▶ **Records for the task**
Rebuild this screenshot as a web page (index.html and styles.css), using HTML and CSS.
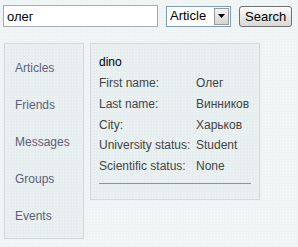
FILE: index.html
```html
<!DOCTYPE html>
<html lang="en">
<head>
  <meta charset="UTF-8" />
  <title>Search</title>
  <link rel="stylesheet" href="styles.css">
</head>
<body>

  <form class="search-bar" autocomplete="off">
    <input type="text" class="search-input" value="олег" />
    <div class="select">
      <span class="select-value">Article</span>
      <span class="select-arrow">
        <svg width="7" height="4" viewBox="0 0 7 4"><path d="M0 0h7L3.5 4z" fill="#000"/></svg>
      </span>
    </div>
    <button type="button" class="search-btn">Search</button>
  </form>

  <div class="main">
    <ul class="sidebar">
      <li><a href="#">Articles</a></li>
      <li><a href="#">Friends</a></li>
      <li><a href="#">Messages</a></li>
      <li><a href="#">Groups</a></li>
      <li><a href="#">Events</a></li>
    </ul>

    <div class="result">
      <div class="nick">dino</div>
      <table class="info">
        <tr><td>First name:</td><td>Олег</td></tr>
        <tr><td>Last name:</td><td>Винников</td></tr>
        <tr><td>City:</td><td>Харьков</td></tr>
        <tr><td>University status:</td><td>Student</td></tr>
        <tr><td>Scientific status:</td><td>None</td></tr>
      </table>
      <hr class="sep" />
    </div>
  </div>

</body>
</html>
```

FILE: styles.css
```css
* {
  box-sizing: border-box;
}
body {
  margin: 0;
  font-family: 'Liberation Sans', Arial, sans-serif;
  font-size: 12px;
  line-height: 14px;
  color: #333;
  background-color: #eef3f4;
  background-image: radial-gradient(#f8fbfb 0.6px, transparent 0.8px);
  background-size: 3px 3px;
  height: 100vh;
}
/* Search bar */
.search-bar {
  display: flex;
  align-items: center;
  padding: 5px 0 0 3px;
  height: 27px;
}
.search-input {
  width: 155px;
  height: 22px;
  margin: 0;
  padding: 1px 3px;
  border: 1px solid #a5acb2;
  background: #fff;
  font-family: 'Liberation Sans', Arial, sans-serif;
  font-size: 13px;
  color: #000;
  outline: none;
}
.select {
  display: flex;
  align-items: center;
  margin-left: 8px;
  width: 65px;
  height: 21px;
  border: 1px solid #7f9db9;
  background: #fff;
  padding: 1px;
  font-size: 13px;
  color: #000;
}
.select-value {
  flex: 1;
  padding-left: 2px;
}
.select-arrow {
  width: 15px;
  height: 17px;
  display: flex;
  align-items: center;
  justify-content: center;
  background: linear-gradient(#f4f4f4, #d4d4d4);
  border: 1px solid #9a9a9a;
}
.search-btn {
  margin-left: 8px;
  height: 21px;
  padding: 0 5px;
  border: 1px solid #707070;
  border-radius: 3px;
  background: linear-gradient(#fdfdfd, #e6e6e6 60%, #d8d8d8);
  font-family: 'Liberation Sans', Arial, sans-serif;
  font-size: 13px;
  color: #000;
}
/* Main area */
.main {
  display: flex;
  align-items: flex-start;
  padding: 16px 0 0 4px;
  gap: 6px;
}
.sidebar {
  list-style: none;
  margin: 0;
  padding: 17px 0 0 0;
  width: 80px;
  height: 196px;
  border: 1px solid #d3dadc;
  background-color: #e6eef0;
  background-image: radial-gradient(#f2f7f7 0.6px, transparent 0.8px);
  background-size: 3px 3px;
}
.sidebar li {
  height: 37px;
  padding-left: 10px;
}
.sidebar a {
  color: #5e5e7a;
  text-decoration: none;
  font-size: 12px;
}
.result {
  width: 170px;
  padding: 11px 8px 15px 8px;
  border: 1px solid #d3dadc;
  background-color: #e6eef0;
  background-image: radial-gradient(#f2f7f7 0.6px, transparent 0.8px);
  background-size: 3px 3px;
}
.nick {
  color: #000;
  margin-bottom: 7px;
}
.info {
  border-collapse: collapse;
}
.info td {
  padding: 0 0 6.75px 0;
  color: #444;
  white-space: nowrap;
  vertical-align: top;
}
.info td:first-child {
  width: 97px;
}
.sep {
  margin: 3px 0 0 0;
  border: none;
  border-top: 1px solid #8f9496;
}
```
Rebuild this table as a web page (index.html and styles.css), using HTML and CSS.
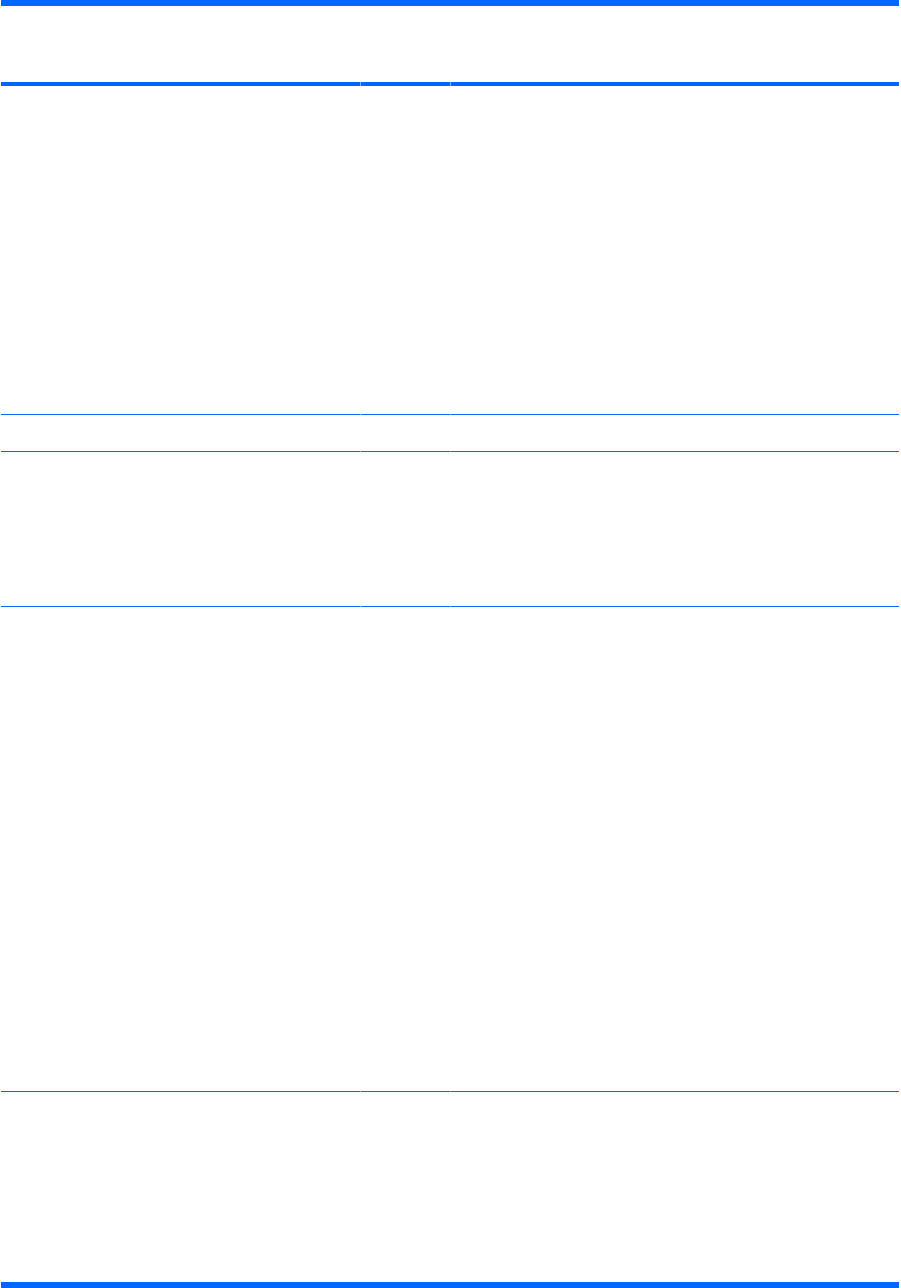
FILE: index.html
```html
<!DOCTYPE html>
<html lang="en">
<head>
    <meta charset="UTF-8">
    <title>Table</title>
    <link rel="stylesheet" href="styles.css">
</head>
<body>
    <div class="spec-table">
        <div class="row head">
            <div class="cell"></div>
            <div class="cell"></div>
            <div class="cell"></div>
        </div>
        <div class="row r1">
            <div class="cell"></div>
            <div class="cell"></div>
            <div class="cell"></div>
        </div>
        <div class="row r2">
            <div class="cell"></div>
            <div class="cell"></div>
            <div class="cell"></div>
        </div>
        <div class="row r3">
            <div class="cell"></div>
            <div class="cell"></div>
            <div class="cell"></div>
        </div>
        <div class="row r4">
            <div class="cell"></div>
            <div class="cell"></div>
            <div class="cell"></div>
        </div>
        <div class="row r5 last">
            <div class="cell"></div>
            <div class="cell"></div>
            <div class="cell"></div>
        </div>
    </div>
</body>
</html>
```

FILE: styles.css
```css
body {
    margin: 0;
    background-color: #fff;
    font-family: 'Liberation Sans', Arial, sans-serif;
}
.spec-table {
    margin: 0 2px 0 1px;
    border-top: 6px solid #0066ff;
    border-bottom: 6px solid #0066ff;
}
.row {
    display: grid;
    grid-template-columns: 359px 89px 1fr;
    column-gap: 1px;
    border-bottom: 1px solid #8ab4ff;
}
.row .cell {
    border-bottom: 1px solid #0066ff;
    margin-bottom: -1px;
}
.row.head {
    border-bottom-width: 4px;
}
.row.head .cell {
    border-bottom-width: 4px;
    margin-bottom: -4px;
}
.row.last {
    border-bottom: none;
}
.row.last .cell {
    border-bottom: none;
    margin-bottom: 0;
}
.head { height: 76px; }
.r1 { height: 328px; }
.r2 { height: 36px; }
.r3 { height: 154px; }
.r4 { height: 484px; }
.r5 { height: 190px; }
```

▶ **Instruction**
Lines that include the word "this" are to be extracted from the data above.

▶ **Correct result**
Rebuild this screenshot as a web page (index.html and styles.css), using HTML and CSS.
Rebuild this table as a web page (index.html and styles.css), using HTML and CSS.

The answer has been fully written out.